• [Supplied data]:
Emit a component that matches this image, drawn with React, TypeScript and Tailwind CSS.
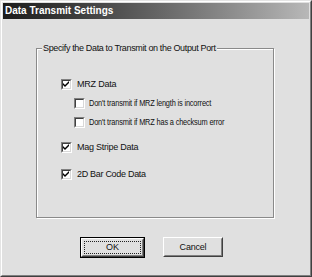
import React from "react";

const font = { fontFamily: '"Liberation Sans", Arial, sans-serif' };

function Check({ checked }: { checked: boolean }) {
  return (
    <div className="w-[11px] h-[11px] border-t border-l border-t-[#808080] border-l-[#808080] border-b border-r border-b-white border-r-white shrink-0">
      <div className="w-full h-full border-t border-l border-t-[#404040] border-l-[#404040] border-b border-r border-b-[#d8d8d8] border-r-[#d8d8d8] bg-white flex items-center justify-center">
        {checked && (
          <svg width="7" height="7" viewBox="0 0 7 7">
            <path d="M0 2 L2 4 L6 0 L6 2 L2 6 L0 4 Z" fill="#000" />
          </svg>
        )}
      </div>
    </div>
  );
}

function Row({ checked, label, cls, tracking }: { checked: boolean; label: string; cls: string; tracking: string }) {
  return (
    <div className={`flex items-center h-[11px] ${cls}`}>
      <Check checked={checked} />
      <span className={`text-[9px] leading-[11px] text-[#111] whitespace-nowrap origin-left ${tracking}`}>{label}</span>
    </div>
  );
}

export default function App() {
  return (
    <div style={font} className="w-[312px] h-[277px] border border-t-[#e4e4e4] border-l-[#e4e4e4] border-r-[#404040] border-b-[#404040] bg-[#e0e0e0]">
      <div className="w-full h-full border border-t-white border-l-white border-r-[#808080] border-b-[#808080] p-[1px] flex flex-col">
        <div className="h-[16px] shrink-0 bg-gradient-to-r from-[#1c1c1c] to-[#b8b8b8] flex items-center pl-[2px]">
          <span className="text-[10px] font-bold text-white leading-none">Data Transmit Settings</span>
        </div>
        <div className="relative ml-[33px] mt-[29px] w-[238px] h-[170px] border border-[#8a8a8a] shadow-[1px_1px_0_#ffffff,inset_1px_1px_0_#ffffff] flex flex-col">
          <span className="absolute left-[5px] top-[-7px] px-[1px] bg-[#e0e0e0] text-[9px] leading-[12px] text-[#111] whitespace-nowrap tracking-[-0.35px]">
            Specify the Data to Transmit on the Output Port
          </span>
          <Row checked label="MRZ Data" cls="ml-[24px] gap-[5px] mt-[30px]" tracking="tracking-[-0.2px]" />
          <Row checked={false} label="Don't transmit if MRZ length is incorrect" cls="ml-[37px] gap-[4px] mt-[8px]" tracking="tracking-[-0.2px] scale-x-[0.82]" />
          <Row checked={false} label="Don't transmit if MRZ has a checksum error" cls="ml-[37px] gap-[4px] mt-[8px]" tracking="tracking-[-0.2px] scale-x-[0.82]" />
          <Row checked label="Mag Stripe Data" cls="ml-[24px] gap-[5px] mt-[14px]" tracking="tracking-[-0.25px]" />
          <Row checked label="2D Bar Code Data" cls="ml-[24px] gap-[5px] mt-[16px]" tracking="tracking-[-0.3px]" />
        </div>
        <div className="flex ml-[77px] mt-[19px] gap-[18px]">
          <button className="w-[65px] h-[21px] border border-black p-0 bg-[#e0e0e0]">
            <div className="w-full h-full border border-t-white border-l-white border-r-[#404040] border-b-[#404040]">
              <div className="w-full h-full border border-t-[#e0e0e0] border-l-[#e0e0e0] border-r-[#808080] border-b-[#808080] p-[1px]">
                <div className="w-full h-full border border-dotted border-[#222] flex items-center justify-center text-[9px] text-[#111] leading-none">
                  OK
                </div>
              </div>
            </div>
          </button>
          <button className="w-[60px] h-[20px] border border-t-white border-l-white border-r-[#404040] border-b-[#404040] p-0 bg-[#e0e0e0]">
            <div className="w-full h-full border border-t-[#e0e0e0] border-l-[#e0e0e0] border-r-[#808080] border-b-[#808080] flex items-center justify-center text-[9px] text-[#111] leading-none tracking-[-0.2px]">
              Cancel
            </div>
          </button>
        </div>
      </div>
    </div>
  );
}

• [What the exercise asks]:
Return the listing above in full and without alteration, excluding its pictures.

• [Reply to the task]:
Emit a component that matches this image, drawn with React, TypeScript and Tailwind CSS.
import React from "react";

const font = { fontFamily: '"Liberation Sans", Arial, sans-serif' };

function Check({ checked }: { checked: boolean }) {
  return (
    <div className="w-[11px] h-[11px] border-t border-l border-t-[#808080] border-l-[#808080] border-b border-r border-b-white border-r-white shrink-0">
      <div className="w-full h-full border-t border-l border-t-[#404040] border-l-[#404040] border-b border-r border-b-[#d8d8d8] border-r-[#d8d8d8] bg-white flex items-center justify-center">
        {checked && (
          <svg width="7" height="7" viewBox="0 0 7 7">
            <path d="M0 2 L2 4 L6 0 L6 2 L2 6 L0 4 Z" fill="#000" />
          </svg>
        )}
      </div>
    </div>
  );
}

function Row({ checked, label, cls, tracking }: { checked: boolean; label: string; cls: string; tracking: string }) {
  return (
    <div className={`flex items-center h-[11px] ${cls}`}>
      <Check checked={checked} />
      <span className={`text-[9px] leading-[11px] text-[#111] whitespace-nowrap origin-left ${tracking}`}>{label}</span>
    </div>
  );
}

export default function App() {
  return (
    <div style={font} className="w-[312px] h-[277px] border border-t-[#e4e4e4] border-l-[#e4e4e4] border-r-[#404040] border-b-[#404040] bg-[#e0e0e0]">
      <div className="w-full h-full border border-t-white border-l-white border-r-[#808080] border-b-[#808080] p-[1px] flex flex-col">
        <div className="h-[16px] shrink-0 bg-gradient-to-r from-[#1c1c1c] to-[#b8b8b8] flex items-center pl-[2px]">
          <span className="text-[10px] font-bold text-white leading-none">Data Transmit Settings</span>
        </div>
        <div className="relative ml-[33px] mt-[29px] w-[238px] h-[170px] border border-[#8a8a8a] shadow-[1px_1px_0_#ffffff,inset_1px_1px_0_#ffffff] flex flex-col">
          <span className="absolute left-[5px] top-[-7px] px-[1px] bg-[#e0e0e0] text-[9px] leading-[12px] text-[#111] whitespace-nowrap tracking-[-0.35px]">
            Specify the Data to Transmit on the Output Port
          </span>
          <Row checked label="MRZ Data" cls="ml-[24px] gap-[5px] mt-[30px]" tracking="tracking-[-0.2px]" />
          <Row checked={false} label="Don't transmit if MRZ length is incorrect" cls="ml-[37px] gap-[4px] mt-[8px]" tracking="tracking-[-0.2px] scale-x-[0.82]" />
          <Row checked={false} label="Don't transmit if MRZ has a checksum error" cls="ml-[37px] gap-[4px] mt-[8px]" tracking="tracking-[-0.2px] scale-x-[0.82]" />
          <Row checked label="Mag Stripe Data" cls="ml-[24px] gap-[5px] mt-[14px]" tracking="tracking-[-0.25px]" />
          <Row checked label="2D Bar Code Data" cls="ml-[24px] gap-[5px] mt-[16px]" tracking="tracking-[-0.3px]" />
        </div>
        <div className="flex ml-[77px] mt-[19px] gap-[18px]">
          <button className="w-[65px] h-[21px] border border-black p-0 bg-[#e0e0e0]">
            <div className="w-full h-full border border-t-white border-l-white border-r-[#404040] border-b-[#404040]">
              <div className="w-full h-full border border-t-[#e0e0e0] border-l-[#e0e0e0] border-r-[#808080] border-b-[#808080] p-[1px]">
                <div className="w-full h-full border border-dotted border-[#222] flex items-center justify-center text-[9px] text-[#111] leading-none">
                  OK
                </div>
              </div>
            </div>
          </button>
          <button className="w-[60px] h-[20px] border border-t-white border-l-white border-r-[#404040] border-b-[#404040] p-0 bg-[#e0e0e0]">
            <div className="w-full h-full border border-t-[#e0e0e0] border-l-[#e0e0e0] border-r-[#808080] border-b-[#808080] flex items-center justify-center text-[9px] text-[#111] leading-none tracking-[-0.2px]">
              Cancel
            </div>
          </button>
        </div>
      </div>
    </div>
  );
}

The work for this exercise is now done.